Every line that holds the string "React" is to be identified and copied.

--- RAW RECORDS ---

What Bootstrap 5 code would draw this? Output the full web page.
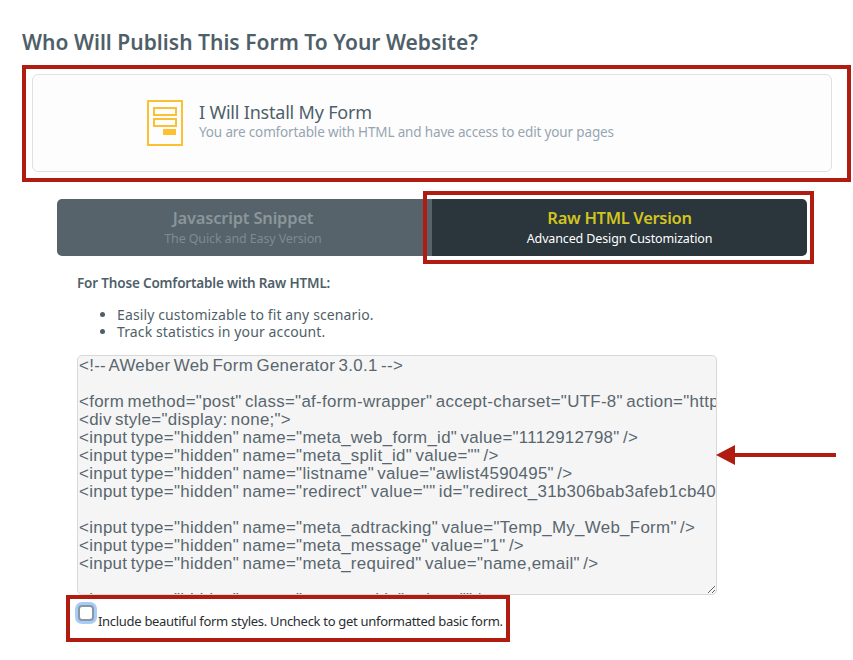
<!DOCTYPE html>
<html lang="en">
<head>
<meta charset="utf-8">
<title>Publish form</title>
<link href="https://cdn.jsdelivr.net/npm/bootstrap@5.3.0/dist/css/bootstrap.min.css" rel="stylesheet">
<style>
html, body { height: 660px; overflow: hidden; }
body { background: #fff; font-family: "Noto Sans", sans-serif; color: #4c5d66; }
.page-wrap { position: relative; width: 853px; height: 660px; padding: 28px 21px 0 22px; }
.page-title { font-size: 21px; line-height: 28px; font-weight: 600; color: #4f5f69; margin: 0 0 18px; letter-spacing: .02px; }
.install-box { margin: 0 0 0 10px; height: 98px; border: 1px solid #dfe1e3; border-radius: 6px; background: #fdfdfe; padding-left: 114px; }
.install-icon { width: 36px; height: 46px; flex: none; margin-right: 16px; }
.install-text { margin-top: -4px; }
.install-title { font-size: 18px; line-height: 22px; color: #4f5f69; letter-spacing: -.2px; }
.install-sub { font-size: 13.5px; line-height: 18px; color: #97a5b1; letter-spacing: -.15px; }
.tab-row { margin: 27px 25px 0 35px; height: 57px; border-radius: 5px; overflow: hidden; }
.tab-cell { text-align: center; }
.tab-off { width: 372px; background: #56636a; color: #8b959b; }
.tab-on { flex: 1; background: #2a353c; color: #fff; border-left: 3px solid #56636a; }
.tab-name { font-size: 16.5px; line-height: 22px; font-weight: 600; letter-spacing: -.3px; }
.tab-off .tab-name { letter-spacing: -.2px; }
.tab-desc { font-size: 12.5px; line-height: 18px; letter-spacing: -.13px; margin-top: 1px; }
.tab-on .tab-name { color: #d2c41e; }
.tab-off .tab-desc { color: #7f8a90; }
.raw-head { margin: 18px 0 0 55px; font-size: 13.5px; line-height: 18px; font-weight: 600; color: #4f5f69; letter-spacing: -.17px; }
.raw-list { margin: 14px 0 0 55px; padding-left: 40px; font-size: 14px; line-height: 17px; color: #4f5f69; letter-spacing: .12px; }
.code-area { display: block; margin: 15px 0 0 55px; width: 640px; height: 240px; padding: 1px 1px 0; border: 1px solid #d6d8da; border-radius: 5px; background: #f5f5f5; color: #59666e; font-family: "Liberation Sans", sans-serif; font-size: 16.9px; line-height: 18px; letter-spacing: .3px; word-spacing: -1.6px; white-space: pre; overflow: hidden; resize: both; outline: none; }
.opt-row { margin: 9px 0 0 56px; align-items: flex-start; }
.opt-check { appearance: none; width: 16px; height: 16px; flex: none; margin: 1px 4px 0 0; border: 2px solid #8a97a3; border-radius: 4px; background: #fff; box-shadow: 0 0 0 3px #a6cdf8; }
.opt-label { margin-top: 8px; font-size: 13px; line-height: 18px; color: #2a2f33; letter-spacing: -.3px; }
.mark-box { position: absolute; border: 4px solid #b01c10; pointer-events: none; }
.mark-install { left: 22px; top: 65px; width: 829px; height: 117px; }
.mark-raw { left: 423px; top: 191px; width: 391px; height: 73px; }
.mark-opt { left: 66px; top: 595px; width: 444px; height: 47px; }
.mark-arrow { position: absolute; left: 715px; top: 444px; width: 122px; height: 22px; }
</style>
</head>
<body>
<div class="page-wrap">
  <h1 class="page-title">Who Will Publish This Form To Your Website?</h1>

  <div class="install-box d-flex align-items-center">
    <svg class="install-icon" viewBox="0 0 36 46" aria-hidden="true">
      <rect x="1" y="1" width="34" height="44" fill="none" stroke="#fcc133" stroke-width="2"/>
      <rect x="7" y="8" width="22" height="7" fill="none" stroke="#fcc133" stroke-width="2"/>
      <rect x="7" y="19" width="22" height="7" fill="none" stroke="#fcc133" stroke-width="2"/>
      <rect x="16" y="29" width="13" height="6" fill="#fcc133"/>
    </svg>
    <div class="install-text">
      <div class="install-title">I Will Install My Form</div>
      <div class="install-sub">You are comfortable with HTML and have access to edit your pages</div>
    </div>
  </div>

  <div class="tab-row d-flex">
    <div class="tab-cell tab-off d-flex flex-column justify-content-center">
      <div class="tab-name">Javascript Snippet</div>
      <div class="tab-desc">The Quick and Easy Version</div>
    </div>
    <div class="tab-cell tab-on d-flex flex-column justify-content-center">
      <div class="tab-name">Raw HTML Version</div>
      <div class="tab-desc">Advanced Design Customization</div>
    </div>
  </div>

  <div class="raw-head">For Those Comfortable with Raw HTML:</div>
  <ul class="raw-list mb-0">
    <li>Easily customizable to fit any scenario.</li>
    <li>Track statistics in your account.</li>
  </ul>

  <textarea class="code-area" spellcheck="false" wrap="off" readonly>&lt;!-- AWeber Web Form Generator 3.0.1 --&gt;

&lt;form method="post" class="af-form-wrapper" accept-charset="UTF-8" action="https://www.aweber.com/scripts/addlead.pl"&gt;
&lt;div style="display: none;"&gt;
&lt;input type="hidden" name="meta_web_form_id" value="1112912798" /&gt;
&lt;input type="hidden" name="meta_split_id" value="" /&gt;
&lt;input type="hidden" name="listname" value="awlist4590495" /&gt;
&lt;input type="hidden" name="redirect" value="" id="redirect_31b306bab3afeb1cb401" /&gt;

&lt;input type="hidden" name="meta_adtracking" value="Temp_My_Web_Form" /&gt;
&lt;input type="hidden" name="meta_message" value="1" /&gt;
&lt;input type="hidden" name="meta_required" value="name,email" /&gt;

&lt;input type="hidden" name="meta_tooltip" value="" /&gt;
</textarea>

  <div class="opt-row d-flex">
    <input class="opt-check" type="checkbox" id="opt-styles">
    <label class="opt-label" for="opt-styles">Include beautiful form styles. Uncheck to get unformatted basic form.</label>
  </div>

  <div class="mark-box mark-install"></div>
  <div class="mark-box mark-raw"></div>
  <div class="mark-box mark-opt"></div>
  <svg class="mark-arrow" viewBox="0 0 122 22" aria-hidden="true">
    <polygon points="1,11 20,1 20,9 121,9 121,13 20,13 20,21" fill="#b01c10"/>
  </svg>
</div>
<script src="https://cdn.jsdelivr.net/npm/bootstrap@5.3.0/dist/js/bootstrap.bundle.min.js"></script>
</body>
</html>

---
--- RAW RECORDS ---

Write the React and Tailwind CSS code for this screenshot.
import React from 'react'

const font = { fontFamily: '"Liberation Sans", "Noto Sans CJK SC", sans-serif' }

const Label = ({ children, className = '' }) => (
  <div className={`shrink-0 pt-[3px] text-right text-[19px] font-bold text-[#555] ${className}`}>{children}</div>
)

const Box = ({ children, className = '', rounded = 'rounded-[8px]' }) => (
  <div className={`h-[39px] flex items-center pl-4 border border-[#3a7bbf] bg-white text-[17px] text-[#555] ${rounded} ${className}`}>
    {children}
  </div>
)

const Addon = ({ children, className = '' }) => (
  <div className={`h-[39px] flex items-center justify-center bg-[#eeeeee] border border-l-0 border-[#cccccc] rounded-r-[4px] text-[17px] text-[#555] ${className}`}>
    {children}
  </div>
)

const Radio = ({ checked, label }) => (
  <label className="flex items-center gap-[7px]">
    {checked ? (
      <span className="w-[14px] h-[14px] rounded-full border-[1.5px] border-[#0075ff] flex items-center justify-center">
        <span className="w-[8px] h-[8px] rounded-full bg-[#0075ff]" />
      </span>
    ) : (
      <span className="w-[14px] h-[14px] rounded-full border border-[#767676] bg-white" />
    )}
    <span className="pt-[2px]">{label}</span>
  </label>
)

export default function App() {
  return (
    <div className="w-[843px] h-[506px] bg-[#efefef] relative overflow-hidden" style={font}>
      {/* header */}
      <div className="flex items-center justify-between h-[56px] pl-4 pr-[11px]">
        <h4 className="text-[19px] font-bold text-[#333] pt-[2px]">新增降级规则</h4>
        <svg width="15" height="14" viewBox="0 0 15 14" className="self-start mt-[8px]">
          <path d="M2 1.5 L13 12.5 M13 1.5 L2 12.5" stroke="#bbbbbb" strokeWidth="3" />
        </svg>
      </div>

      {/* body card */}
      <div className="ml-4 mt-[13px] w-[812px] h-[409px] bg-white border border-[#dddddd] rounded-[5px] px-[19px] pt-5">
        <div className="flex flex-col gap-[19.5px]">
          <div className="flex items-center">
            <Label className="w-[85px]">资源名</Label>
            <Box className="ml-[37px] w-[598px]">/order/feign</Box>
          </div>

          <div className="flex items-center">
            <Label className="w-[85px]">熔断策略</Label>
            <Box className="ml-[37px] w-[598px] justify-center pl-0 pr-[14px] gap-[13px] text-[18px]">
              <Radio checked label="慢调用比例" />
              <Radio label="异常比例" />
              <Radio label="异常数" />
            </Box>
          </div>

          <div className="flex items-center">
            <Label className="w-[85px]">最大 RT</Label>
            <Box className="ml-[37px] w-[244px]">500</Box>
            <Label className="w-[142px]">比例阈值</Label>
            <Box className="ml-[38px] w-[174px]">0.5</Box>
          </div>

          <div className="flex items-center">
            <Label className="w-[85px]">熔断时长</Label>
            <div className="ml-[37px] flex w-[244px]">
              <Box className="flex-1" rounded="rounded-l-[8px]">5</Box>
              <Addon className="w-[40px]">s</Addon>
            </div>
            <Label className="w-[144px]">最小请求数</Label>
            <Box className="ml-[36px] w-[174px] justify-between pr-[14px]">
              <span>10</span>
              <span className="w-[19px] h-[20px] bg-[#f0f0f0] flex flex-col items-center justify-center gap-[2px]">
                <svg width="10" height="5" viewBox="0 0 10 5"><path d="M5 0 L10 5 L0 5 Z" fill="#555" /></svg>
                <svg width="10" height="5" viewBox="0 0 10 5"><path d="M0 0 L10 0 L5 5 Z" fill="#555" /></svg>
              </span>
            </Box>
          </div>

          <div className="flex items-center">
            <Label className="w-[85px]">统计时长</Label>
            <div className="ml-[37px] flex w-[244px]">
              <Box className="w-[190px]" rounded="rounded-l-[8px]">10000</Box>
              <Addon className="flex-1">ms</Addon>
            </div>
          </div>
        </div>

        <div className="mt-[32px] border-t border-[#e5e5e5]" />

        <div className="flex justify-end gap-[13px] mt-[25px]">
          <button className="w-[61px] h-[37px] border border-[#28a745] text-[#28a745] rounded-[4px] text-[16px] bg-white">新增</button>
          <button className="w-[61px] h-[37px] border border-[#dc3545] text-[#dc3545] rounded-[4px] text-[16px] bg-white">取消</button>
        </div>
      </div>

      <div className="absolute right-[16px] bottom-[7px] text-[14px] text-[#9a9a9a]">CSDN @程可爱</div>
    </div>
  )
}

---

## [RESPONSE]
Write the React and Tailwind CSS code for this screenshot.
import React from 'react'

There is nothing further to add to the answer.